> **GOAL**: Go through the material below and copy each line where the word "that" appears.

> **RECORDS**:
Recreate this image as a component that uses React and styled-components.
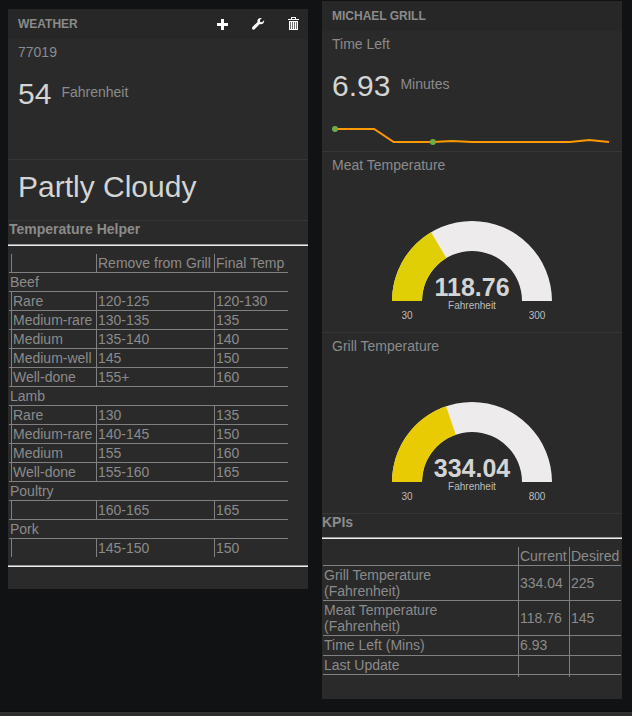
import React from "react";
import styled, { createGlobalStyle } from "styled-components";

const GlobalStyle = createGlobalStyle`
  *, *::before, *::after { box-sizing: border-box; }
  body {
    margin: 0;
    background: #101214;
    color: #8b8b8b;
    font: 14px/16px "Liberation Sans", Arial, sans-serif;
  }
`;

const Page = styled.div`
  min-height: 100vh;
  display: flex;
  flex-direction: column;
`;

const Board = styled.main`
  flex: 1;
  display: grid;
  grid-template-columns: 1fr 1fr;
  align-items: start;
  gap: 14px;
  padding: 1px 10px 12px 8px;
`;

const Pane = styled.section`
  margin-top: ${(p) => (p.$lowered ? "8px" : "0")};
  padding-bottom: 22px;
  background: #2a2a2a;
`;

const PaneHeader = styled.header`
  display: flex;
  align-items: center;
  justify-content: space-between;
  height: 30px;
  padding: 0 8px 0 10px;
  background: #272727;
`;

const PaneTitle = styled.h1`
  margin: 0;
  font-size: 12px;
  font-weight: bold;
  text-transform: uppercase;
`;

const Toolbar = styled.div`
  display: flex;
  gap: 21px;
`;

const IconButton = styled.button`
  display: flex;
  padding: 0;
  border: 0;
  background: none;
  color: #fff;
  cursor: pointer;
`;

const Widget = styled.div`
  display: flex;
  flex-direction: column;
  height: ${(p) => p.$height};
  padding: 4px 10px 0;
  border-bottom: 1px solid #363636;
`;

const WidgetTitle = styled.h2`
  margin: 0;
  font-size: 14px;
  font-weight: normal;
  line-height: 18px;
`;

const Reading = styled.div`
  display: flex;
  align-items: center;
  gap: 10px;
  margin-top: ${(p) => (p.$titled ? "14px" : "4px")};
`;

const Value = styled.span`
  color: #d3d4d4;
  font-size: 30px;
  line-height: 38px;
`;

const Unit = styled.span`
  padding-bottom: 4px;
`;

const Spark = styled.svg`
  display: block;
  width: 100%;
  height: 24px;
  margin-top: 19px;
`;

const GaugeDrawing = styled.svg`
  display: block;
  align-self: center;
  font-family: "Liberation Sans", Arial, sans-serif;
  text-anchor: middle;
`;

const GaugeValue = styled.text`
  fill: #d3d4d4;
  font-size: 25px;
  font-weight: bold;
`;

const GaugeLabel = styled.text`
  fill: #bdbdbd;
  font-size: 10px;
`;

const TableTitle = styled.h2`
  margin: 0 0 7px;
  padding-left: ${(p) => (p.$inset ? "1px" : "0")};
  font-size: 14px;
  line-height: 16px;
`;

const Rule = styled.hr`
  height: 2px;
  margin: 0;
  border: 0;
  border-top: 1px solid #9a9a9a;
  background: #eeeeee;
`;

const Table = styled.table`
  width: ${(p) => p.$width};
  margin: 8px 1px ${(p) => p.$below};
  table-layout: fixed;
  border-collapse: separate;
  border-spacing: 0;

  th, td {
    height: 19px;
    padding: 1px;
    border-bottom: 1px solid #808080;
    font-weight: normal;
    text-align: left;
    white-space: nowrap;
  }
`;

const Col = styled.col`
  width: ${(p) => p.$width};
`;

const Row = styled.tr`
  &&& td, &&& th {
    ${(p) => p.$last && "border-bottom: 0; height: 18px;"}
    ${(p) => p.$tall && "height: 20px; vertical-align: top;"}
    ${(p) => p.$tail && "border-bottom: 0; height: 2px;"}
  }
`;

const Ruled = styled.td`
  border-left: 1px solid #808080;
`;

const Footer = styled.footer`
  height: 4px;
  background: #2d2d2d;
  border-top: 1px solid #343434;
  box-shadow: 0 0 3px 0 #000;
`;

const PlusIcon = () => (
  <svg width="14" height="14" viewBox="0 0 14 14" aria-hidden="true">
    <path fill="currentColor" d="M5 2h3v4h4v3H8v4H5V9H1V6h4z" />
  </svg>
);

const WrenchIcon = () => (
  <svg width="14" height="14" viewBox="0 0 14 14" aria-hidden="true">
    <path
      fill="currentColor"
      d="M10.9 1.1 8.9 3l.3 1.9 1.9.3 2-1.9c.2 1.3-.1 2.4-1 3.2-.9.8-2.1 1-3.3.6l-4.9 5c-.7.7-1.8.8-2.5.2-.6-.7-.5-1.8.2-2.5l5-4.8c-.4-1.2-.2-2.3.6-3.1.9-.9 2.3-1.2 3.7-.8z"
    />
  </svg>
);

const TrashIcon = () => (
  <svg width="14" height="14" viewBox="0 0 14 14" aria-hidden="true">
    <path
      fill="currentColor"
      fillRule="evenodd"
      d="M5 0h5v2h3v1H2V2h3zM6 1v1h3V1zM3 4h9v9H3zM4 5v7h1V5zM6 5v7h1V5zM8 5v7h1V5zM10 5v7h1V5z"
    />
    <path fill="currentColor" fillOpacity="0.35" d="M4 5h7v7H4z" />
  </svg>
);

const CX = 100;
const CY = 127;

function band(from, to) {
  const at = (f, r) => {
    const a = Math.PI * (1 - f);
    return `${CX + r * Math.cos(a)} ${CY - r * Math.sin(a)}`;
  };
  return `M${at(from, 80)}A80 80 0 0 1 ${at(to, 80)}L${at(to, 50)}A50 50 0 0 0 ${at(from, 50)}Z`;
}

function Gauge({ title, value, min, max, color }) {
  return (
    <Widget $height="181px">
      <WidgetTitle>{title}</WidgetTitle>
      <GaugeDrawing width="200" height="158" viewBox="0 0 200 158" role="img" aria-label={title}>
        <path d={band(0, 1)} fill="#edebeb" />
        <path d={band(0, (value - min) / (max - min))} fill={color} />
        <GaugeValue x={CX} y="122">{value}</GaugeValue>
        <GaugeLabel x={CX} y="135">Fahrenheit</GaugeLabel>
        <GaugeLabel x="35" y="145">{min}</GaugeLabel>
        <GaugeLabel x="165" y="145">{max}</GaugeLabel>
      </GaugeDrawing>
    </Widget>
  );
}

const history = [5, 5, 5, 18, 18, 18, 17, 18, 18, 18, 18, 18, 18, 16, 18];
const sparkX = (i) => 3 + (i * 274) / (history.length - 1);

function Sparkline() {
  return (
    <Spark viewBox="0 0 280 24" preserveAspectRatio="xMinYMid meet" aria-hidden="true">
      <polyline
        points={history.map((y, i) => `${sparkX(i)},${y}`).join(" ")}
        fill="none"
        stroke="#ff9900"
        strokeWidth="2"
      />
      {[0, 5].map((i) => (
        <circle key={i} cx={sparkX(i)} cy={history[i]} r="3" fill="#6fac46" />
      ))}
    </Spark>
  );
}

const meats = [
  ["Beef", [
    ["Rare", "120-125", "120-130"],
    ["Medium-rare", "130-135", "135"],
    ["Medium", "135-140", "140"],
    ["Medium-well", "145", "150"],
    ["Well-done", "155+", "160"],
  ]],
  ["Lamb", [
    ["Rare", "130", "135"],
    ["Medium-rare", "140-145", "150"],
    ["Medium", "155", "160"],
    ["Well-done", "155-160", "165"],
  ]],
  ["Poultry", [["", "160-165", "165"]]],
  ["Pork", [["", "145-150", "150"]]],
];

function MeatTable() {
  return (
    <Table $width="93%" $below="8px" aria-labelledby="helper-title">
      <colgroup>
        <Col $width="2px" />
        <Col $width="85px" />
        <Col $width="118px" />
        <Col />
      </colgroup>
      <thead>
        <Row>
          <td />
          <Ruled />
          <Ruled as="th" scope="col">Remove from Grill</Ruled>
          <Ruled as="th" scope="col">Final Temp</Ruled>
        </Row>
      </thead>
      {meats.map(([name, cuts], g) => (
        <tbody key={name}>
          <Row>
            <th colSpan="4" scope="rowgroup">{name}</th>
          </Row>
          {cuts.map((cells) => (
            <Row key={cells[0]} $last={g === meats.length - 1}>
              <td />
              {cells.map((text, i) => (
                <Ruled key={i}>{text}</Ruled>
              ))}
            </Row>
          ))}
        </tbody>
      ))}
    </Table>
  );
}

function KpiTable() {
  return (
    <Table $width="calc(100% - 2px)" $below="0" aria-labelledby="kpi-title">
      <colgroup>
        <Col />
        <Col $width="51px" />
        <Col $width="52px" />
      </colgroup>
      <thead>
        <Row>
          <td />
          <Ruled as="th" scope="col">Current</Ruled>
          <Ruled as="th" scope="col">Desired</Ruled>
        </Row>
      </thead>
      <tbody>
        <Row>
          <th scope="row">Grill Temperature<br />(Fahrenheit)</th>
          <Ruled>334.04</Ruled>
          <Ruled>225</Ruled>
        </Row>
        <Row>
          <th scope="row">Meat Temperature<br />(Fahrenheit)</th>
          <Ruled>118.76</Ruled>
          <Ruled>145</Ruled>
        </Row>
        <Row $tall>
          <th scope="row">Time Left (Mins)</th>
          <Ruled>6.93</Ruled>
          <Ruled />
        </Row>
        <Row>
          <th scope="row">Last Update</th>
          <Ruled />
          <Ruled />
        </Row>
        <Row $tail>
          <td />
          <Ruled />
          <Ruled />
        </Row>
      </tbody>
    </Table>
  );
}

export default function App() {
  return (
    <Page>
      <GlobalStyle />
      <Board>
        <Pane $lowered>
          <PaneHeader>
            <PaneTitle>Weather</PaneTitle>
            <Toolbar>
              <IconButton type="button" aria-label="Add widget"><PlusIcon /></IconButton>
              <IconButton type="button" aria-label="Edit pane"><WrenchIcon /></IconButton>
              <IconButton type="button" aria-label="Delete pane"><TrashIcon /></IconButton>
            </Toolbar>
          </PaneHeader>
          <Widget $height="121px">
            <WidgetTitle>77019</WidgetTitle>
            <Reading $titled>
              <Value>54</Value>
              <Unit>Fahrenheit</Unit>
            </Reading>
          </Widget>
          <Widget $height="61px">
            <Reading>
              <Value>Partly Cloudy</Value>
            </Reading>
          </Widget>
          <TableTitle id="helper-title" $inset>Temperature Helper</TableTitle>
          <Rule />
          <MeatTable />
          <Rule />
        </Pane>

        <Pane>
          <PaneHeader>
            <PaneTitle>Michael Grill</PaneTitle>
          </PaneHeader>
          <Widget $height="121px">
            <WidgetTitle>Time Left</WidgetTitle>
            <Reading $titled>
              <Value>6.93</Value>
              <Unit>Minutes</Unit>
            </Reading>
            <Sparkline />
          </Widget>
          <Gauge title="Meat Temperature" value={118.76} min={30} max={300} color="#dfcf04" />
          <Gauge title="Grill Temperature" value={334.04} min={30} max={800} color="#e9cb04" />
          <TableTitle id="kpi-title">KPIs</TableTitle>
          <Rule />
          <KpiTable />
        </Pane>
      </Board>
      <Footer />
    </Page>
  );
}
--
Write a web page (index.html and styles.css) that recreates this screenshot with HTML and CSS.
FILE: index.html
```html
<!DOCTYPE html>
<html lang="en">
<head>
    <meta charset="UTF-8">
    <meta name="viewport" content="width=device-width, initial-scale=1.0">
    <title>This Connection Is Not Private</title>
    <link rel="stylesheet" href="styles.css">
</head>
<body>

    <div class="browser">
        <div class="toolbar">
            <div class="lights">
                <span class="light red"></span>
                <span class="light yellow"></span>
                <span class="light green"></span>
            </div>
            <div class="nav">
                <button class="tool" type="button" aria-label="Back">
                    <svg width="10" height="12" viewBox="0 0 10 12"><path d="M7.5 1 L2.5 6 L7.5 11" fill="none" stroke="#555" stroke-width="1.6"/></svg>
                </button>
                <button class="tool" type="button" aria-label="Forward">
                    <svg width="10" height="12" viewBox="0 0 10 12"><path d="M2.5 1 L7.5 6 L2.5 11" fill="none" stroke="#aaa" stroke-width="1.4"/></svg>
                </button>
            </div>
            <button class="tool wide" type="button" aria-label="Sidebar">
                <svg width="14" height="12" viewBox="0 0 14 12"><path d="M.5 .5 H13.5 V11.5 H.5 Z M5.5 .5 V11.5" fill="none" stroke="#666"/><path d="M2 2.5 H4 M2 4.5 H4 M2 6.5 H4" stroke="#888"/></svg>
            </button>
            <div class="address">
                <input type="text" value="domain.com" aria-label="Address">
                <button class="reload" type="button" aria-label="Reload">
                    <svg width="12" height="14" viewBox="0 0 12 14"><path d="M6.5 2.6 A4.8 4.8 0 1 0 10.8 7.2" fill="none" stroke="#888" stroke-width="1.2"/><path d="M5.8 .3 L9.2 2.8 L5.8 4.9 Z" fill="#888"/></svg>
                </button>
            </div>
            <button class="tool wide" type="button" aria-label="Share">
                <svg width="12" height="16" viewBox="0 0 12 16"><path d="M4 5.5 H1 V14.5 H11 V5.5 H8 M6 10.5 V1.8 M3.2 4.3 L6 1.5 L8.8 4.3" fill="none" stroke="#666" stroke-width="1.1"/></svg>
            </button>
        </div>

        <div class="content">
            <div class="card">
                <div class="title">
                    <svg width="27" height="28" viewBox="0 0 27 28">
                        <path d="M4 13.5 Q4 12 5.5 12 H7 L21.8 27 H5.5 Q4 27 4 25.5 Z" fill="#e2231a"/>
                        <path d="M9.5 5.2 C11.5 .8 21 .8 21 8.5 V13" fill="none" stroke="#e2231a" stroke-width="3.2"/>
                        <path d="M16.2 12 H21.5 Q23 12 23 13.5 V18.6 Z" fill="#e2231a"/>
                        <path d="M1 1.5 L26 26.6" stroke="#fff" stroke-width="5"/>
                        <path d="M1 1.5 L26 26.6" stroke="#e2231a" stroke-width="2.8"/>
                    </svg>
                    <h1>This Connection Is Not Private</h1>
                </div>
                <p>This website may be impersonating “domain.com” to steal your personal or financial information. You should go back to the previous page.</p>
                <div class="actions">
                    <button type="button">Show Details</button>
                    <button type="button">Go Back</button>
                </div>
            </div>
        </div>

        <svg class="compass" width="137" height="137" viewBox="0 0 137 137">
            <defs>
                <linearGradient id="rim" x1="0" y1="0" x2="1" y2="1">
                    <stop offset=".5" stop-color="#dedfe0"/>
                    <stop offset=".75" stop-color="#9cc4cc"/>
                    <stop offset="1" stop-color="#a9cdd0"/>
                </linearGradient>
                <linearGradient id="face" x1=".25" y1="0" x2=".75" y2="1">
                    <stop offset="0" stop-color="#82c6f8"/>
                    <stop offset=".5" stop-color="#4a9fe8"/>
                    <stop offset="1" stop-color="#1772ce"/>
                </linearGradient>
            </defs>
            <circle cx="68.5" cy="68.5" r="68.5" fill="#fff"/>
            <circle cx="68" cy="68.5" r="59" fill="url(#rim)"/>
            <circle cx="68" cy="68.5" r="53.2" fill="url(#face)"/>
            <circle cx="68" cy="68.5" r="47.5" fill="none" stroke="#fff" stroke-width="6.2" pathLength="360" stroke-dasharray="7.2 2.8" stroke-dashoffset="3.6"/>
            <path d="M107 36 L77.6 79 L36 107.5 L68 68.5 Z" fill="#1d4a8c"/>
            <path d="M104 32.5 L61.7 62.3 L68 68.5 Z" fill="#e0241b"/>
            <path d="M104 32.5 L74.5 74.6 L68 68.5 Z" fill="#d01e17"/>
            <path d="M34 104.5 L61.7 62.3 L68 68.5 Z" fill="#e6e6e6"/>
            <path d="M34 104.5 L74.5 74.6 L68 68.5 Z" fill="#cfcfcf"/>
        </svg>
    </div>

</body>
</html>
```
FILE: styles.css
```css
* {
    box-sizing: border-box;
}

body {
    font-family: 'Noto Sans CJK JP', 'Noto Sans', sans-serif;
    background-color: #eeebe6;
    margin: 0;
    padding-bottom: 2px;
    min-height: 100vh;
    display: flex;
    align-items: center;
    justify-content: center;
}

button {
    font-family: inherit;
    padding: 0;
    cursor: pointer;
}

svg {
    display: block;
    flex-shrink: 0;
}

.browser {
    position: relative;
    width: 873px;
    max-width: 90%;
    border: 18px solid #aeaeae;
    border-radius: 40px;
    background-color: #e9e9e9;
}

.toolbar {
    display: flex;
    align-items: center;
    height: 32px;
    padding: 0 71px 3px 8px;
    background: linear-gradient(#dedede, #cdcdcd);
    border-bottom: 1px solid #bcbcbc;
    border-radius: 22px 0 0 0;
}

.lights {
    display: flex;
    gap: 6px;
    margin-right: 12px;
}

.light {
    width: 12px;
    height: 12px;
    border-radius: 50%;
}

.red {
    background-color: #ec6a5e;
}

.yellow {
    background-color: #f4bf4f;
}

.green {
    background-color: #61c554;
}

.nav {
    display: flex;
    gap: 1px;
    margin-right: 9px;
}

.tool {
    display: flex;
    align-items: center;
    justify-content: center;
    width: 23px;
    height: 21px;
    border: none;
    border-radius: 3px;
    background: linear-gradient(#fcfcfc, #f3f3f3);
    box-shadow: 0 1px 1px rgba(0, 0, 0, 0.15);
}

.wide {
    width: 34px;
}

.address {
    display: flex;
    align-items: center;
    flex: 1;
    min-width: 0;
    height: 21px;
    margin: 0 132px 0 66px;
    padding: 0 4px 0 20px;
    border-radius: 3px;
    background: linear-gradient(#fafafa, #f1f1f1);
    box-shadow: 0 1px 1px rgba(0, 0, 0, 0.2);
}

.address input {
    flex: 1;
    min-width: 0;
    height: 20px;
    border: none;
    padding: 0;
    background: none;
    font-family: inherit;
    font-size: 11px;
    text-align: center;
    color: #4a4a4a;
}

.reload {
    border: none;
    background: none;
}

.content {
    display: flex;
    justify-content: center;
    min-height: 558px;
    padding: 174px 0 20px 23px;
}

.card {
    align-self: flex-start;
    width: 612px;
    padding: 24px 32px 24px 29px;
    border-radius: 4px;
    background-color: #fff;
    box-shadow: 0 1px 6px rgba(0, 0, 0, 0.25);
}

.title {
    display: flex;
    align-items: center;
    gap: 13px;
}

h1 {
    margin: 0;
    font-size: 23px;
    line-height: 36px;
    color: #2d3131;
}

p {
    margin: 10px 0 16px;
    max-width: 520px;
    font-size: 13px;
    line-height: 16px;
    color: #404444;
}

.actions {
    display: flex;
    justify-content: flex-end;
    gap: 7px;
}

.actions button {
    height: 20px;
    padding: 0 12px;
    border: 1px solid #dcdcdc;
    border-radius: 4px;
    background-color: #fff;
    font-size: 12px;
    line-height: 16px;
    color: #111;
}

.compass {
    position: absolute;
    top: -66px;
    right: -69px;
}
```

> **EXERCISE OUTPUT**:
Recreate this image as a component that uses React and styled-components.
Write a web page (index.html and styles.css) that recreates this screenshot with HTML and CSS.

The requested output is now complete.